*SET PROBLEM*
Look through the material below. Copy each line that contains the string "with".

*RECORDS PROVIDED*
──────────────────────────────

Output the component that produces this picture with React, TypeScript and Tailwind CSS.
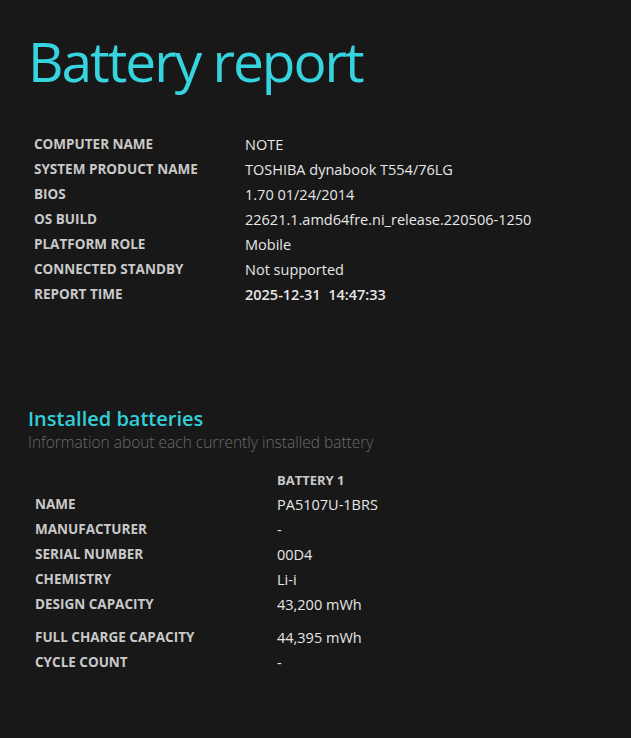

──────────────────────────────

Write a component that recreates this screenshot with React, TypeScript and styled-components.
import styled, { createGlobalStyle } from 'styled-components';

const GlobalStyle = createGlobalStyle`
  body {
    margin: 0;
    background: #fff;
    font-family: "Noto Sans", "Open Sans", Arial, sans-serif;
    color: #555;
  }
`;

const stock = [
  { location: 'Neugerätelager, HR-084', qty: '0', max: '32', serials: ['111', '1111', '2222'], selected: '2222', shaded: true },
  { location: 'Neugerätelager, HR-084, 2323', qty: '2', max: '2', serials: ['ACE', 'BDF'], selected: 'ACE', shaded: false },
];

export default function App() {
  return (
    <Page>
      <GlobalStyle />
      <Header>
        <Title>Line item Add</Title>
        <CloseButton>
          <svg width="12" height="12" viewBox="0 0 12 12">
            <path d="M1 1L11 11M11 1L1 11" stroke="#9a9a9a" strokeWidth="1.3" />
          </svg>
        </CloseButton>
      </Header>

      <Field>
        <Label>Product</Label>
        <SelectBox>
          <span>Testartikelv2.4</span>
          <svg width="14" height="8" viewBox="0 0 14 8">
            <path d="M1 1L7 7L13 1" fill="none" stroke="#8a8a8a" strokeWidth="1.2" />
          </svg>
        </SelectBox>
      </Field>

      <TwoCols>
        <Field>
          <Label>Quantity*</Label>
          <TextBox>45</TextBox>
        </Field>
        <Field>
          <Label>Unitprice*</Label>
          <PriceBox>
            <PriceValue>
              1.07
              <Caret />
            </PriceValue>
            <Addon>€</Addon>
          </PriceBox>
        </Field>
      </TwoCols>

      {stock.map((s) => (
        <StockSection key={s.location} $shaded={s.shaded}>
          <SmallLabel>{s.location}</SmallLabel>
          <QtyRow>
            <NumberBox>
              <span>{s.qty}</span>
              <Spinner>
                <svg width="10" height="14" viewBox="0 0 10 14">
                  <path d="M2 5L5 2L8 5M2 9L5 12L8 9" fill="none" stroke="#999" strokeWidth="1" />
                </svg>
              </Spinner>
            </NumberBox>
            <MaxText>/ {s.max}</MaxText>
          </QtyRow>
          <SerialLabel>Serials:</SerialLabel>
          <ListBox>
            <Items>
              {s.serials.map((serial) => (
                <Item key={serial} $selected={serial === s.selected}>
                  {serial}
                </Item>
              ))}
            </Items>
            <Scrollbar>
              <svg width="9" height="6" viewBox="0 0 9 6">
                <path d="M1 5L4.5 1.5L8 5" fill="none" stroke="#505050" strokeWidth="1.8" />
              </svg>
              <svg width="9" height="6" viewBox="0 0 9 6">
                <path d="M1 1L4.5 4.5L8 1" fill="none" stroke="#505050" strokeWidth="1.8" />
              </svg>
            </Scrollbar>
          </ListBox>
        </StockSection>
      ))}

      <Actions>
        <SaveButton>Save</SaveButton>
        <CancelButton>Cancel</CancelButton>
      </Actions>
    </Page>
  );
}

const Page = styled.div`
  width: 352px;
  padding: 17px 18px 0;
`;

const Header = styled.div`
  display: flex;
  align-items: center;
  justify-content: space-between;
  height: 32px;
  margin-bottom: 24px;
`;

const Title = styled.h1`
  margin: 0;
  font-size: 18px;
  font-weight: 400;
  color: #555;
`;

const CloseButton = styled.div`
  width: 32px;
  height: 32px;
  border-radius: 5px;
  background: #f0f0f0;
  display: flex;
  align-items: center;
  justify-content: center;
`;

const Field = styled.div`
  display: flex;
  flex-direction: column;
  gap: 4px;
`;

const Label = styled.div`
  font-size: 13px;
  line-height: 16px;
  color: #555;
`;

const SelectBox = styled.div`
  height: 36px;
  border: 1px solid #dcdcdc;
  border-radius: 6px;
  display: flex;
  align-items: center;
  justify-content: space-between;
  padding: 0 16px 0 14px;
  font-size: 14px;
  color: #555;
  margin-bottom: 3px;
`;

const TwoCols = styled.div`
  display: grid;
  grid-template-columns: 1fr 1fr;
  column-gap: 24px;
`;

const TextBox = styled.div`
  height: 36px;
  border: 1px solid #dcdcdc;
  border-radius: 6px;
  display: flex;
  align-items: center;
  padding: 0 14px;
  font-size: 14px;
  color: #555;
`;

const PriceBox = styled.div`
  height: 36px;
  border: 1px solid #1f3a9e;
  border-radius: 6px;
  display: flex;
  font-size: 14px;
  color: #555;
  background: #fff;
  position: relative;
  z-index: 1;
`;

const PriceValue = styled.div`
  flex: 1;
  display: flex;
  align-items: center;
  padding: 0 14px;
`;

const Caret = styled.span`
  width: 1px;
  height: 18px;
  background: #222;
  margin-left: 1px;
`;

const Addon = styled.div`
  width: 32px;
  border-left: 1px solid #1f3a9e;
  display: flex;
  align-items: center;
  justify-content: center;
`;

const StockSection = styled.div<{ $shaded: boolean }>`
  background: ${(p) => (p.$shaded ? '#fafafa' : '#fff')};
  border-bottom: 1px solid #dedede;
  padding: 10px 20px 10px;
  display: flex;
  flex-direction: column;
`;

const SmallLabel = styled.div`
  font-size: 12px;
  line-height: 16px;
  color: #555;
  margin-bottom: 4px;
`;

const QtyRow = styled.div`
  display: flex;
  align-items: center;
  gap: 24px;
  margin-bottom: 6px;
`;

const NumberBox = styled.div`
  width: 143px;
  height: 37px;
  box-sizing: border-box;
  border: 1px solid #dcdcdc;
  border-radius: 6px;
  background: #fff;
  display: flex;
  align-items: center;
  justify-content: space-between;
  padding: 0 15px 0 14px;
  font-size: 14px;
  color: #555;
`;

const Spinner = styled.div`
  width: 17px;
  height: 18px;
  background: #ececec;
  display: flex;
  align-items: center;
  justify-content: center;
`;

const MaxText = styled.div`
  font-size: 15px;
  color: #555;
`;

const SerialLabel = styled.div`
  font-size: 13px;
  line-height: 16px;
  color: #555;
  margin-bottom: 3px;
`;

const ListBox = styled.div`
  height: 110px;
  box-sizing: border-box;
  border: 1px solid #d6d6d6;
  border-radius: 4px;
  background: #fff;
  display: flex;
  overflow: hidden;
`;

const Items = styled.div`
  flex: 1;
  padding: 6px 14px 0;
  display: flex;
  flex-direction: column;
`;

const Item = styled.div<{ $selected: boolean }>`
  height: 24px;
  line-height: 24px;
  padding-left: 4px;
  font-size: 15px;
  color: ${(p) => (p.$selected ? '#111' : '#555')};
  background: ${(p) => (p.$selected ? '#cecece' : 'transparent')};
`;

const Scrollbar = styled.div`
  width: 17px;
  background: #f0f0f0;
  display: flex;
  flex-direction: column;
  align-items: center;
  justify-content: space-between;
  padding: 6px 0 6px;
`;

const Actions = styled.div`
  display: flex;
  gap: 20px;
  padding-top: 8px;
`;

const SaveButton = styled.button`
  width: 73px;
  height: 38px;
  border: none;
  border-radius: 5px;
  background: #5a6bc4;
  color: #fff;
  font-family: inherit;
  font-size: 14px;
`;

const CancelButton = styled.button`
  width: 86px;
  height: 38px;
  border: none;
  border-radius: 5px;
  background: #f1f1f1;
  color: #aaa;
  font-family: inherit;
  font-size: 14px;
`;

──────────────────────────────

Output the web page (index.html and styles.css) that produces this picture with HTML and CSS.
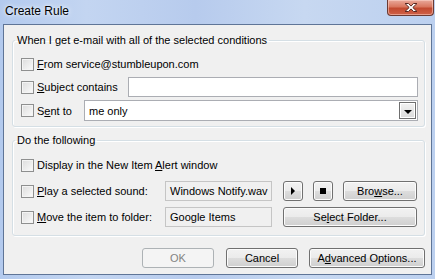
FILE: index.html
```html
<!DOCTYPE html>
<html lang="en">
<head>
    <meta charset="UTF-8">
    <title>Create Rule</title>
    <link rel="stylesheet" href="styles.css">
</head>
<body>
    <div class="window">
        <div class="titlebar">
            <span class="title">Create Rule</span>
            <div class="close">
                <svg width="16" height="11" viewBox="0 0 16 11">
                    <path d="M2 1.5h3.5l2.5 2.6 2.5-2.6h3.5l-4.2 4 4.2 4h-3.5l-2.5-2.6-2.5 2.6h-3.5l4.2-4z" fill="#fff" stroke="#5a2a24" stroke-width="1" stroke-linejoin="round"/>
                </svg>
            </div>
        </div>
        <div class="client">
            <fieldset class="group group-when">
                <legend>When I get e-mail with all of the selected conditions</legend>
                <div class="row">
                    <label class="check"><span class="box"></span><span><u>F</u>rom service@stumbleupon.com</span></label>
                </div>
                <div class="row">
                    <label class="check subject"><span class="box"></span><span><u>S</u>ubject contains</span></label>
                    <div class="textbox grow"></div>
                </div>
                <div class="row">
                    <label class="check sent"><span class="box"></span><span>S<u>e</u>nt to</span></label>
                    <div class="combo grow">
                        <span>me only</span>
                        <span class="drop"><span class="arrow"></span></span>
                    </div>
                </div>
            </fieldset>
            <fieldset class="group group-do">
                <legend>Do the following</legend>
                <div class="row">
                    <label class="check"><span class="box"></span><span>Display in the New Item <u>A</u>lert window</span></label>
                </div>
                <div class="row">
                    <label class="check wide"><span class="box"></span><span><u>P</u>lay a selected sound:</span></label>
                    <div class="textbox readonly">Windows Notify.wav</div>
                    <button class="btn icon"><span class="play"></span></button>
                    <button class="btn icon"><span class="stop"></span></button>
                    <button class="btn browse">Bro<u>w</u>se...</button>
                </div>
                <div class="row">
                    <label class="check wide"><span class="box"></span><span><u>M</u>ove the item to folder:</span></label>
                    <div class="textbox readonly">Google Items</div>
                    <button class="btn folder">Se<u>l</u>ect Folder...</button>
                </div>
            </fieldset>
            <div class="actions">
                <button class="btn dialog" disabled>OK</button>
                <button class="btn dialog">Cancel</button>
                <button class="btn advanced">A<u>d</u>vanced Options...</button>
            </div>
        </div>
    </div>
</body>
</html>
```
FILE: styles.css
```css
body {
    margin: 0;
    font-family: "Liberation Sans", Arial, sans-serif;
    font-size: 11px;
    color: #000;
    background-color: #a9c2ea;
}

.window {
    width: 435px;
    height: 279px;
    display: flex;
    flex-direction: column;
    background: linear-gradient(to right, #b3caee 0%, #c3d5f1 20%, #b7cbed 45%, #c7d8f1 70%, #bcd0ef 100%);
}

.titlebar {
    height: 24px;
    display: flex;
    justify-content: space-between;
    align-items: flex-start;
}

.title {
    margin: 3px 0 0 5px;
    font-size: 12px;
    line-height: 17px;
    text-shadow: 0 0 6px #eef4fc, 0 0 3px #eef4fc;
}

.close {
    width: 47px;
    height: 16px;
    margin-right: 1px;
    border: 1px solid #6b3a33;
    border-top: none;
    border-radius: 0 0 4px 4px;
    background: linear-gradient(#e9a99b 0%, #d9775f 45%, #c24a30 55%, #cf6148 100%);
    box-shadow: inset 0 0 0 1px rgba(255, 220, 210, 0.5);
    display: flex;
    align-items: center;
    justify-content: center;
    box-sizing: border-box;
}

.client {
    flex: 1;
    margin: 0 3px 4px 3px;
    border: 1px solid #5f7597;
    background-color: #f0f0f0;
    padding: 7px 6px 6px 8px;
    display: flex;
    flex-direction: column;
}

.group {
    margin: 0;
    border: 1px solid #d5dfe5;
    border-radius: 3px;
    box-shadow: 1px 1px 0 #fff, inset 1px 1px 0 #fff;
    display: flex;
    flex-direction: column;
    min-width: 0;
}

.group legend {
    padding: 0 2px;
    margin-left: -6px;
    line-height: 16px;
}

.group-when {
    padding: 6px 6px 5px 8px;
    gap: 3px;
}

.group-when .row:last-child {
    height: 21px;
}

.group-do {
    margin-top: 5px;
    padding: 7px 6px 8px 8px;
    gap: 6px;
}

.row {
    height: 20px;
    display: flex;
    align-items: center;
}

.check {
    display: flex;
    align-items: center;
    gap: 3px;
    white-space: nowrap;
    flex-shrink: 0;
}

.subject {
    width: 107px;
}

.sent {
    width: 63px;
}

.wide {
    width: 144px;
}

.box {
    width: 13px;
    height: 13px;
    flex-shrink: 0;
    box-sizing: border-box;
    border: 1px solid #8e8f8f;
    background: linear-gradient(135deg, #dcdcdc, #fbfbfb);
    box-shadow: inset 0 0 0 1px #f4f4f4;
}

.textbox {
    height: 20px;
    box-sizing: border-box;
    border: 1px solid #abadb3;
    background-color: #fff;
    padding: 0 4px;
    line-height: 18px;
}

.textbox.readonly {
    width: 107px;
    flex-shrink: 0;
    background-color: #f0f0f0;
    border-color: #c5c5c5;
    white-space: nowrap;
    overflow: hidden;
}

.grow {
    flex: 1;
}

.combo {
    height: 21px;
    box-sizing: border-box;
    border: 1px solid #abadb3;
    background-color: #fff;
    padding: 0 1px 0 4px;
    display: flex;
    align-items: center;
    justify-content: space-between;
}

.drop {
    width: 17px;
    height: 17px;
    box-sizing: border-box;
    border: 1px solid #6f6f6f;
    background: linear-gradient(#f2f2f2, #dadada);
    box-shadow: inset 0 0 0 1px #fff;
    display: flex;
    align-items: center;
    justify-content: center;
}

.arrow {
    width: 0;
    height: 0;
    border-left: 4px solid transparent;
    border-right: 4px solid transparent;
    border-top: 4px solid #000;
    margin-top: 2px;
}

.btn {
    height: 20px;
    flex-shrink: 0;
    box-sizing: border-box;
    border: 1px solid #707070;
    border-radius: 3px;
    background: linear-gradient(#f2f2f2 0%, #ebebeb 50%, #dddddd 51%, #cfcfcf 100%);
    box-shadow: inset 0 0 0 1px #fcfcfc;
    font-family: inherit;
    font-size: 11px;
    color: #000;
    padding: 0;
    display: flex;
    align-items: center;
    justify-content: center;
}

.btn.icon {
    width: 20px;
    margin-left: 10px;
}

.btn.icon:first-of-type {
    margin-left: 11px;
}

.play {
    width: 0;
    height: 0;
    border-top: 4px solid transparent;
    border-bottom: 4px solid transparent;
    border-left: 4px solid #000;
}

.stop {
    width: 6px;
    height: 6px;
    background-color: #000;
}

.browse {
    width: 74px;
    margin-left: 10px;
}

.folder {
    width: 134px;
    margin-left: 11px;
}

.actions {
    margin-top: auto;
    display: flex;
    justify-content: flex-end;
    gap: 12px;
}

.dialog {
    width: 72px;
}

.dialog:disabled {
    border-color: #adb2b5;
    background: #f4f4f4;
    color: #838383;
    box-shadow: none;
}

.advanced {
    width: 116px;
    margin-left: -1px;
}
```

──────────────────────────────

*ANSWER TO THIS TASK*
Output the component that produces this picture with React, TypeScript and Tailwind CSS.
Write a component that recreates this screenshot with React, TypeScript and styled-components.
Output the web page (index.html and styles.css) that produces this picture with HTML and CSS.
                <legend>When I get e-mail with all of the selected conditions</legend>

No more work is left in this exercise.